_Dataset records_
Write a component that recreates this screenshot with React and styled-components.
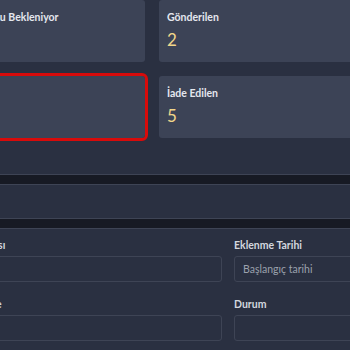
import styled, { createGlobalStyle } from 'styled-components';

const GlobalStyle = createGlobalStyle`
  body {
    margin: 0;
    background: #2a3041;
    font-family: Lato, "Noto Sans", sans-serif;
    overflow: hidden;
  }
`;

const Page = styled.div`
  margin-left: -71px;
  width: 620px;
`;

const StatGrid = styled.div`
  display: grid;
  grid-template-columns: 216px 208px;
  gap: 14px;
`;

const StatCard = styled.div`
  box-sizing: border-box;
  height: 62px;
  padding: 10px 8px 0;
  background: #3c4356;
  border-radius: 3px;
  outline: ${(p) => (p.$selected ? '3px solid #d80b0b' : 'none')};
`;

const StatTitle = styled.div`
  font-size: 10.5px;
  font-weight: 700;
  line-height: 14px;
  color: #e4e7ee;
  white-space: nowrap;
`;

const StatValue = styled.div`
  margin-top: 6px;
  font-size: 17px;
  line-height: 20px;
  color: #f1d68a;
`;

const Divider = styled.div`
  height: 9px;
  background: #171a24;
  border-top: 1px solid #3e4455;
  border-bottom: 1px solid #3e4455;
  margin-top: ${(p) => p.$top || 0}px;
`;

const HeaderBar = styled.div`
  height: 33px;
  background: #2a3041;
`;

const FilterPanel = styled.div`
  padding: 9px 12px 20px;
  background: #2a3041;
`;

const FilterGrid = styled.div`
  display: grid;
  grid-template-columns: 281px 281px;
  column-gap: 12px;
  row-gap: 15px;
`;

const Field = styled.div`
  display: flex;
  flex-direction: column;
  gap: 4px;
`;

const Label = styled.label`
  font-size: 10.5px;
  font-weight: 700;
  line-height: 14px;
  color: #d3d7df;
  white-space: nowrap;
`;

const Input = styled.input`
  box-sizing: border-box;
  height: 26px;
  padding: 0 8px;
  background: #2a3041;
  border: 1px solid #3e4455;
  border-radius: 3px;
  font-family: inherit;
  font-size: 10.5px;
  color: #e4e7ee;
  outline: none;

  &::placeholder {
    color: #9ba1ad;
  }
`;

const stats = [
  { id: 1, title: 'Kargo Durumu Bekleniyor', value: 4 },
  { id: 2, title: 'Gönderilen', value: 2 },
  { id: 3, title: 'İptal', value: 0, selected: true },
  { id: 4, title: 'İade Edilen', value: 5 },
];

const App = () => {
  return (
    <>
      <GlobalStyle />
      <Page>
        <StatGrid>
          {stats.map((s) => (
            <StatCard key={s.id} $selected={s.selected}>
              <StatTitle>{s.title}</StatTitle>
              <StatValue>{s.value}</StatValue>
            </StatCard>
          ))}
        </StatGrid>

        <Divider $top={36} />
        <HeaderBar />
        <Divider />

        <FilterPanel>
          <FilterGrid>
            <Field>
              <Label>Kargo Firması</Label>
              <Input />
            </Field>
            <Field>
              <Label>Eklenme Tarihi</Label>
              <Input placeholder="Başlangıç tarihi" />
            </Field>
            <Field>
              <Label>Köy veya İlçe</Label>
              <Input />
            </Field>
            <Field>
              <Label>Durum</Label>
              <Input />
            </Field>
          </FilterGrid>
        </FilterPanel>
      </Page>
    </>
  );
};

export default App;
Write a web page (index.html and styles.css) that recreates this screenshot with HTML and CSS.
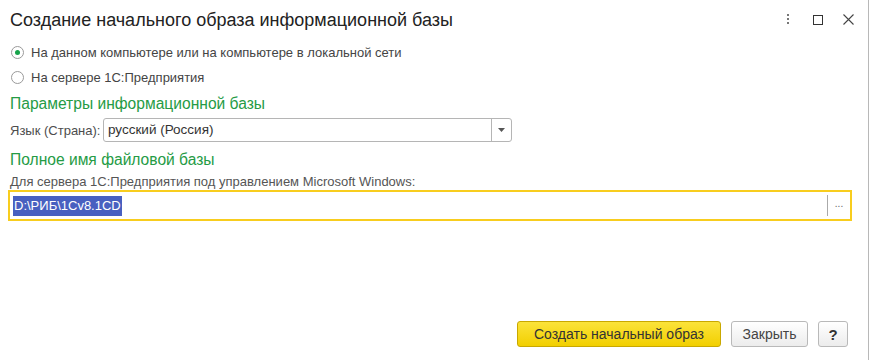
FILE: index.html
```html
<!DOCTYPE html>
<html lang="ru">
<head>
    <meta charset="UTF-8">
    <title>Создание начального образа информационной базы</title>
    <link rel="stylesheet" href="styles.css">
</head>
<body>
    <div class="window">
        <header class="title-bar">
            <h1>Создание начального образа информационной базы</h1>
            <div class="title-actions">
                <span class="tb-btn">
                    <svg width="4" height="12" viewBox="0 0 4 12"><rect x="1" y="0" width="2" height="2" fill="#777"/><rect x="1" y="4" width="2" height="2" fill="#777"/><rect x="1" y="8" width="2" height="2" fill="#777"/></svg>
                </span>
                <span class="tb-btn">
                    <svg width="10" height="10" viewBox="0 0 10 10"><rect x="0.5" y="0.5" width="9" height="9" fill="none" stroke="#333" stroke-width="1"/></svg>
                </span>
                <span class="tb-btn">
                    <svg width="11" height="11" viewBox="0 0 11 11"><path d="M0.5 0.5 L10.5 10.5 M10.5 0.5 L0.5 10.5" stroke="#444" stroke-width="1.1"/></svg>
                </span>
            </div>
        </header>

        <div class="content">
            <label class="radio">
                <span class="radio-mark checked"></span>
                На данном компьютере или на компьютере в локальной сети
            </label>
            <label class="radio">
                <span class="radio-mark"></span>
                На сервере 1С:Предприятия
            </label>

            <h2 class="group-title">Параметры информационной базы</h2>
            <div class="field-row">
                <span class="field-label">Язык (Страна):</span>
                <div class="combo">
                    <span class="combo-value">русский (Россия)</span>
                    <span class="combo-btn">
                        <svg width="7" height="4" viewBox="0 0 7 4"><path d="M0 0 H7 L3.5 4 Z" fill="#555"/></svg>
                    </span>
                </div>
            </div>

            <h2 class="group-title second">Полное имя файловой базы</h2>
            <div class="hint">Для сервера 1С:Предприятия под управлением Microsoft Windows:</div>
            <div class="path-input">
                <span class="path-value"><span class="selected">D:\РИБ\1Cv8.1CD</span></span>
                <span class="path-btn">...</span>
            </div>
        </div>

        <footer class="buttons">
            <button class="btn btn-primary">Создать начальный образ</button>
            <button class="btn btn-close">Закрыть</button>
            <button class="btn btn-help">?</button>
        </footer>
    </div>
</body>
</html>
```

FILE: styles.css
```css
html, body {
    margin: 0;
    padding: 0;
    background: #ffffff;
}
body {
    font-family: Arial, "Liberation Sans", sans-serif;
    color: #4d4d4d;
    font-size: 13px;
}
.window {
    width: 869px;
    height: 360px;
    border-right: 1px solid #b8b8b8;
    display: flex;
    flex-direction: column;
    box-sizing: border-box;
}
.title-bar {
    display: flex;
    align-items: center;
    justify-content: space-between;
    height: 39px;
    padding: 0 5px 0 10px;
}
.title-bar h1 {
    margin: 0;
    font-size: 18px;
    font-weight: normal;
    color: #222;
    padding-top: 1px;
}
.title-actions {
    display: flex;
    align-items: center;
}
.tb-btn {
    width: 30px;
    display: flex;
    justify-content: center;
    align-items: center;
}
.content {
    padding: 0 8px 0 10px;
    flex: 1;
}
.radio {
    display: flex;
    align-items: center;
    height: 25px;
    gap: 7px;
    color: #444;
}
.radio:first-child {
    margin-top: 1px;
}
.radio-mark {
    width: 13px;
    height: 13px;
    border: 1px solid #9a9a9a;
    border-radius: 50%;
    box-sizing: border-box;
    position: relative;
    margin-left: 1px;
}
.radio-mark.checked::after {
    content: "";
    position: absolute;
    left: 3px;
    top: 3px;
    width: 5px;
    height: 5px;
    border-radius: 50%;
    background: #16a34a;
}
.group-title {
    margin: 4px 0 0 0;
    font-size: 15.6px;
    font-weight: normal;
    color: #259b45;
    line-height: 20px;
}
.group-title.second {
    margin-top: 8px;
}
.field-row {
    display: flex;
    align-items: center;
    margin-top: 4px;
}
.field-label {
    width: 93px;
}
.combo {
    display: flex;
    width: 409px;
    height: 24px;
    border: 1px solid #b5b5b5;
    border-radius: 3px;
    box-sizing: border-box;
}
.combo-value {
    flex: 1;
    padding-left: 4px;
    line-height: 22px;
    color: #333;
    font-size: 13.5px;
}
.combo-btn {
    width: 19px;
    border-left: 1px solid #b5b5b5;
    display: flex;
    align-items: center;
    justify-content: center;
}
.hint {
    margin-top: 4px;
    line-height: 15px;
    font-size: 13px;
    color: #555;
}
.path-input {
    display: flex;
    align-items: center;
    margin: 1px 0 0 -2px;
    height: 31px;
    width: 844px;
    border: 2px solid #f8cd1e;
    box-sizing: border-box;
}
.path-value {
    flex: 1;
    padding-left: 3px;
}
.selected {
    background: #4860c0;
    color: #ffffff;
    padding: 2px 1px 3px 1px;
    font-size: 13px;
}
.path-btn {
    width: 22px;
    height: 21px;
    border-left: 1px solid #aaa;
    color: #666;
    font-size: 10px;
    line-height: 17px;
    text-align: center;
}
.buttons {
    display: flex;
    justify-content: flex-end;
    gap: 10px;
    padding: 0 20px 13px 0;
}
.btn {
    height: 26px;
    padding: 0;
    font-family: Arial, "Liberation Sans", sans-serif;
    font-size: 14px;
    color: #444;
    background: linear-gradient(#ffffff, #ececec);
    border: 1px solid #b9b9b9;
    border-radius: 3px;
}
.btn-primary {
    width: 204px;
    background: linear-gradient(#fbe33a, #f2cf00);
    border-color: #c9a800;
    color: #333;
}
.btn-close {
    width: 77px;
}
.btn-help {
    width: 30px;
    font-weight: bold;
    color: #333;
    font-size: 15px;
}
```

_Instructions to follow_
Give the count of lines in the data shown above that contain "with", and nothing else.

_Output for this task_
2